El cargo solía ser hereditario, sujeto a un regimiento específico y, en general, a la confirmación real. En ausencia de hijo varón se aplicaba, con algunas excepciones, la ley sálica.

El capitán donatario recibía poderes tanto en el campo civil como en el criminal pero estaba obligado a presentar a las partes enfrentadas ante jueces locales, quienes debían aplicar el derecho consuetudinario, ampliado por la legislación creada en el archipiélago. El capitán era también la instancia de recurso a la que podían apelar las partes. En cuanto a los casos criminales el propio capitán era quien decidía y aplicaba las penas de prisión, destierro o azotes, sin que los reos pudieran apelar a otras instancias.

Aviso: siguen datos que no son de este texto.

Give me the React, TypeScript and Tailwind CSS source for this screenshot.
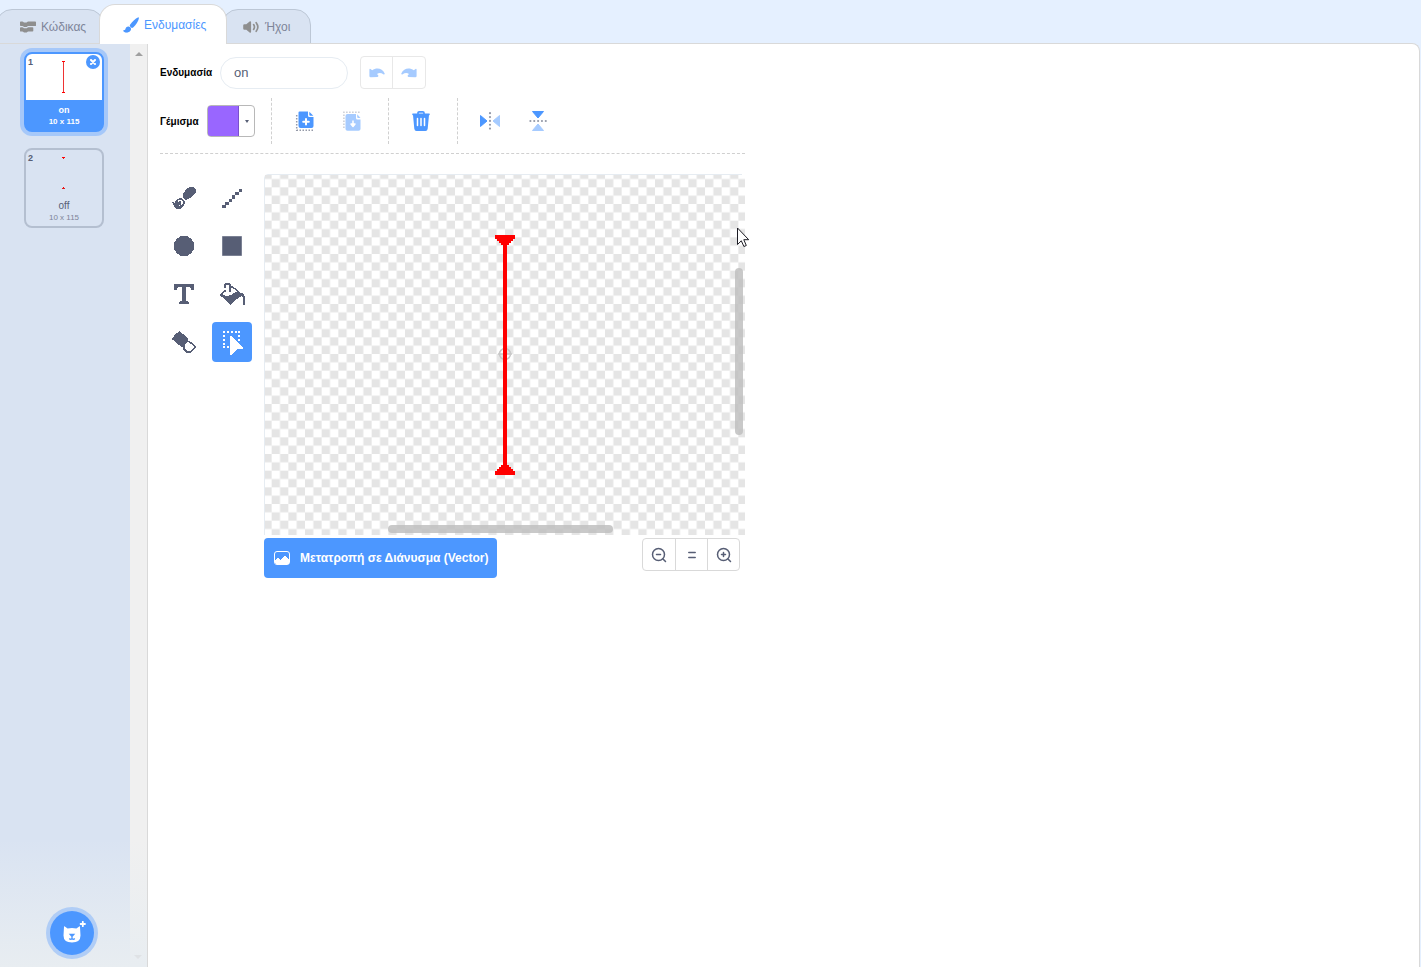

Sin embargo, cuando se trataba de crímenes graves castigados con penas de amputación de miembros (mano, pie o lengua) o pena de muerte, los acusados debían ser juzgados y, si eran condenados, solo podían apelar al infante que debía enviar el proceso a la Casa del Rey, que resolvía finalmente el recurso. Estaba estipulado además que quien violara esta regla y usurpase los poderes del infante le devería pagar mil reales por vez, además de las penas que la ley general preveyese para el caso. En cuanto a los escribanos (notarios) prevaricadores, el capitán les suspendía inmediatamente de oficio y comunicaba el hecho al infante, quien determinaba la pena a aplicar.